** Given task **
Reproduce each line that includes the word "React".
^^^^^^^^
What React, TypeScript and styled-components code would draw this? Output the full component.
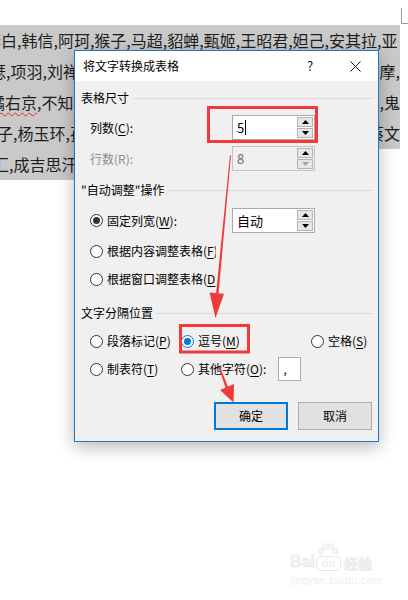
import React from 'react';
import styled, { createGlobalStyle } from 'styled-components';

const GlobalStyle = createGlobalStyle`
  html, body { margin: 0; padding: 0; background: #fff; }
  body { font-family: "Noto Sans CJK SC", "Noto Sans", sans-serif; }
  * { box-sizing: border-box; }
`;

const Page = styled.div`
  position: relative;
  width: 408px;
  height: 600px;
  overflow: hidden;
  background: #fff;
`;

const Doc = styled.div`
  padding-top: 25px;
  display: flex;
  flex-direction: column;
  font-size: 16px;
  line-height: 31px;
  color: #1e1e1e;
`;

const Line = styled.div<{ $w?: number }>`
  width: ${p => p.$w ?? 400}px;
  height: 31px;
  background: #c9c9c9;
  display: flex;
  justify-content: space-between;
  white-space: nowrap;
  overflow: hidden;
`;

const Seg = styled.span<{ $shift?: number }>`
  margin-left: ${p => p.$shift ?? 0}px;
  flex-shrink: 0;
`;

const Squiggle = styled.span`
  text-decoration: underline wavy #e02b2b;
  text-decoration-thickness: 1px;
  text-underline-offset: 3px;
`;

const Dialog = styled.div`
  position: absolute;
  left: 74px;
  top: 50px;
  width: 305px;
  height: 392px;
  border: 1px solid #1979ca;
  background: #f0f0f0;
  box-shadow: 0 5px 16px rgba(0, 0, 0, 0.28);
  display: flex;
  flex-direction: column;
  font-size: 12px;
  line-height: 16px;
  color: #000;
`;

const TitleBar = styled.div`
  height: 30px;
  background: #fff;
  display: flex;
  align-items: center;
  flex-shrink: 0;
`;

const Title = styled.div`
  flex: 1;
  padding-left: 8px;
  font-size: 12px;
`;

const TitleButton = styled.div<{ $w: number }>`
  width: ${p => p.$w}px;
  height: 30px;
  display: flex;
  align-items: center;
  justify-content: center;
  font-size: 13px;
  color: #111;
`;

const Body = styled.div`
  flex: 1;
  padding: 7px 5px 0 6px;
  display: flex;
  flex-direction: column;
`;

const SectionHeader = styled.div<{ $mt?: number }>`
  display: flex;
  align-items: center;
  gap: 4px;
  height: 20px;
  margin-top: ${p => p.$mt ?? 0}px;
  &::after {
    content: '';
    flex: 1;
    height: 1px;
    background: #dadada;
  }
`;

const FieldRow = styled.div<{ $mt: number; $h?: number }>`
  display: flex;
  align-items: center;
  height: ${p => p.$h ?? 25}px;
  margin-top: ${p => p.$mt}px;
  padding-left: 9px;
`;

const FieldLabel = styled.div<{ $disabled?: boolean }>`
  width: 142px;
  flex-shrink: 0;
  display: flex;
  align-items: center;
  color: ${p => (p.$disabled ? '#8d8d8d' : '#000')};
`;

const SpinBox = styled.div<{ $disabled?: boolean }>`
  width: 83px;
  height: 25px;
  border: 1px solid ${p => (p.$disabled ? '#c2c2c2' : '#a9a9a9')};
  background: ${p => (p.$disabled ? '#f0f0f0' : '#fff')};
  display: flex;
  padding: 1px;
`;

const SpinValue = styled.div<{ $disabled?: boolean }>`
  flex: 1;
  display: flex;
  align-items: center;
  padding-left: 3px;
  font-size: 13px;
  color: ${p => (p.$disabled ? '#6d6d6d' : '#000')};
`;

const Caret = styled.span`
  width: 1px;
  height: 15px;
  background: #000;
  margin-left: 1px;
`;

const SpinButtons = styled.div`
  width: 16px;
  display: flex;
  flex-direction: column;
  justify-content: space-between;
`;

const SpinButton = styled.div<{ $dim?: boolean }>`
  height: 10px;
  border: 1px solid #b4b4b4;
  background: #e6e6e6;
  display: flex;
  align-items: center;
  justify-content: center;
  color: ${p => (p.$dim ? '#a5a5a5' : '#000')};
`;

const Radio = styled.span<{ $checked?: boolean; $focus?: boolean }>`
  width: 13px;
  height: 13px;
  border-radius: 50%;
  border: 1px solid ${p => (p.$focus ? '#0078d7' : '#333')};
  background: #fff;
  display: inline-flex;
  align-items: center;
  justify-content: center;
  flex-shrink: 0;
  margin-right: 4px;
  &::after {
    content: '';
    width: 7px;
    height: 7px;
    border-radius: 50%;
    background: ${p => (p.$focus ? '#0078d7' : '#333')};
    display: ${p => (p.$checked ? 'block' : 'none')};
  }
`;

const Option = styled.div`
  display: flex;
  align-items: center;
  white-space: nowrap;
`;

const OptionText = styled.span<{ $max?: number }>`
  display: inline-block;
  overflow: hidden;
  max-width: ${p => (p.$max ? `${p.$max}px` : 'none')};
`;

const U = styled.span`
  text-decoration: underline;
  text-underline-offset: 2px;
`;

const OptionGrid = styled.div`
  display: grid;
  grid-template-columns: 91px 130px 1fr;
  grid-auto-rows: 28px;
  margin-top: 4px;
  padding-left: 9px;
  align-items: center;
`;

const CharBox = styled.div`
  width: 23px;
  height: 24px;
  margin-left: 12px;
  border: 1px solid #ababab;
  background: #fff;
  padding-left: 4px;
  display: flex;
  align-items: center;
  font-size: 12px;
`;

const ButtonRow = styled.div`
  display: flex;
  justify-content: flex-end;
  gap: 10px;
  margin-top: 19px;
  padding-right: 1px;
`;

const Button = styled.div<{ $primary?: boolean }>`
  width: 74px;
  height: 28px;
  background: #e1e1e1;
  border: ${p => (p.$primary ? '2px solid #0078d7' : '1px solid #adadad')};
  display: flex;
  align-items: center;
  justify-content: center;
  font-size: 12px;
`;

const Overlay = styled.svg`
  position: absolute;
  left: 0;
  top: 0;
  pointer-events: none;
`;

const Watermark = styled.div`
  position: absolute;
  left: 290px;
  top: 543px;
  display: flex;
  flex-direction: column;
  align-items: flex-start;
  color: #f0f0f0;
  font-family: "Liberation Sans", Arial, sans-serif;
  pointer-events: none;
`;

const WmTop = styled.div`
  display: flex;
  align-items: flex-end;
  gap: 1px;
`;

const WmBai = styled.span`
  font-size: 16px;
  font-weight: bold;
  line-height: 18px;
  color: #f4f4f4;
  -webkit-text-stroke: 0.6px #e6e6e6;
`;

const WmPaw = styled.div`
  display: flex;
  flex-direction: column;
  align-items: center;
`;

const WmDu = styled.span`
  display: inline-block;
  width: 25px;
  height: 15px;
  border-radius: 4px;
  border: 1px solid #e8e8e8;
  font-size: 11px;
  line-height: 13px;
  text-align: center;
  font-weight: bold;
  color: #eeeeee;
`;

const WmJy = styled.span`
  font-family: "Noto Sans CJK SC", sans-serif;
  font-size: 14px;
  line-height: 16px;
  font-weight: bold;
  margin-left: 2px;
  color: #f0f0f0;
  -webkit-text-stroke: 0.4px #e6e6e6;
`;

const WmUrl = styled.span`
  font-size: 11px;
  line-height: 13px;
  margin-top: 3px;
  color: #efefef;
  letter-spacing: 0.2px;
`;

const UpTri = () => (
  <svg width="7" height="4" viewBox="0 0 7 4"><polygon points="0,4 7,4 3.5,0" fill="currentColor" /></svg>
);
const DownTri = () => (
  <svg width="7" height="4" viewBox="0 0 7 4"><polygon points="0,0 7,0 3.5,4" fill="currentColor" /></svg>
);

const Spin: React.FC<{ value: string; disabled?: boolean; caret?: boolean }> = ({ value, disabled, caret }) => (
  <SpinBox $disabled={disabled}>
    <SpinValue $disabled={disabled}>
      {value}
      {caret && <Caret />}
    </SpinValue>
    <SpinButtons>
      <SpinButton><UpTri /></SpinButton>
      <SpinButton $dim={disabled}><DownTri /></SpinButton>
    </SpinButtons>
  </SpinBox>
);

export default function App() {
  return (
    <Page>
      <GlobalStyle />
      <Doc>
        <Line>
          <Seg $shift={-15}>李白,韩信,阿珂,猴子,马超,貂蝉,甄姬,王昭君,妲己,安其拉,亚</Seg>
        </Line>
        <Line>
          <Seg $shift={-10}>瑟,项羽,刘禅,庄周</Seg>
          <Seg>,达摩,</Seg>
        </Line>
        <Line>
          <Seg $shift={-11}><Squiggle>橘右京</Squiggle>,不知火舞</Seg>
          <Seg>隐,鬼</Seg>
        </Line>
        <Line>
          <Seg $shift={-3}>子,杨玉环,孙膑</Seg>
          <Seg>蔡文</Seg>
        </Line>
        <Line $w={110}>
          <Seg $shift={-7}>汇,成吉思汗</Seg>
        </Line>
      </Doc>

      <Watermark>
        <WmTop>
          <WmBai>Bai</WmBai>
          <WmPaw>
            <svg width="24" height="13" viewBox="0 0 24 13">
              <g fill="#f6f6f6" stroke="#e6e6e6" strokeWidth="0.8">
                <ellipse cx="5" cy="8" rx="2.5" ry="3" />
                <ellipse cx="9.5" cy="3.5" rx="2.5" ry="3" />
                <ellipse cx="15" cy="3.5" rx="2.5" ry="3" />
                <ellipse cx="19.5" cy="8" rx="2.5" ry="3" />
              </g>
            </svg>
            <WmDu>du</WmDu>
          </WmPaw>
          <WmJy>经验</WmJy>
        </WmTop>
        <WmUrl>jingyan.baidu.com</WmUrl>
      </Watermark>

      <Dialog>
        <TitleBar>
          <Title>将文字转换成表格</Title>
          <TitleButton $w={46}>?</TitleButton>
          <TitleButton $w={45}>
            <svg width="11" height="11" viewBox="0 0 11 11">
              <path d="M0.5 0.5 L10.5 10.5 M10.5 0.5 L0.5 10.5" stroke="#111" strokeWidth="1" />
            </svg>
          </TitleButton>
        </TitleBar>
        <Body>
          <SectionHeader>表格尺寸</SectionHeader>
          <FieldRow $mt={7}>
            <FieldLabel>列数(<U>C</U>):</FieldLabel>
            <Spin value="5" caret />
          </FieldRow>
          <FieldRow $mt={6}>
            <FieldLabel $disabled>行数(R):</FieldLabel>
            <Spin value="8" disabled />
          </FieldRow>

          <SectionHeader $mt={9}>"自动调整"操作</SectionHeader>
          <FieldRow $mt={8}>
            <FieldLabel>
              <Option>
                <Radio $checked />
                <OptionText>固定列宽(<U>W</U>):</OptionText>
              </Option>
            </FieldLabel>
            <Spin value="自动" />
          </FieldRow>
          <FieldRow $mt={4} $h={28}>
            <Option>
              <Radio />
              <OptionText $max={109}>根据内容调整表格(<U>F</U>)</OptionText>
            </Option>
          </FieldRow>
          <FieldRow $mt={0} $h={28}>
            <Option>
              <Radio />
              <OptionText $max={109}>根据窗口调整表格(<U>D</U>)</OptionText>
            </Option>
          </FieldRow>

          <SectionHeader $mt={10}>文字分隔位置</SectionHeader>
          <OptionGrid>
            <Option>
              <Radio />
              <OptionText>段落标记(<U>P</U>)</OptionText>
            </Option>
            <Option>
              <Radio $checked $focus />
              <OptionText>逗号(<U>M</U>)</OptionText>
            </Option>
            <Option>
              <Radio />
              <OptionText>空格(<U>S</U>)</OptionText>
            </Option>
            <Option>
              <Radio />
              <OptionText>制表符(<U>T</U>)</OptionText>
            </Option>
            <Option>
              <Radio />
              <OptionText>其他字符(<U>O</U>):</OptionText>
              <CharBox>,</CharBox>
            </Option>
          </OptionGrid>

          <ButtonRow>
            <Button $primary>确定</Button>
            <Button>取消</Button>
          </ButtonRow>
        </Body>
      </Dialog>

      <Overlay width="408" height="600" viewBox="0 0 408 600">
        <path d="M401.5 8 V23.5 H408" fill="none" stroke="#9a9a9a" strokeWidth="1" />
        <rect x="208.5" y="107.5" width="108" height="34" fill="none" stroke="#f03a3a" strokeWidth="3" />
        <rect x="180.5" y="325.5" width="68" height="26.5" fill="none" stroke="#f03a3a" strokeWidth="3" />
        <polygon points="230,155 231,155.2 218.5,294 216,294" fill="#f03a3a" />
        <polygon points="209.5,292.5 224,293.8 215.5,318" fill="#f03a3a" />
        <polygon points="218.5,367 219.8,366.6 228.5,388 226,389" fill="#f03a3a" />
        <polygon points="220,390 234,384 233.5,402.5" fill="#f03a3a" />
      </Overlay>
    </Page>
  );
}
^^^^^^^^
** Solution for this problem **
What React, TypeScript and styled-components code would draw this? Output the full component.
import React from 'react';
const Spin: React.FC<{ value: string; disabled?: boolean; caret?: boolean }> = ({ value, disabled, caret }) => (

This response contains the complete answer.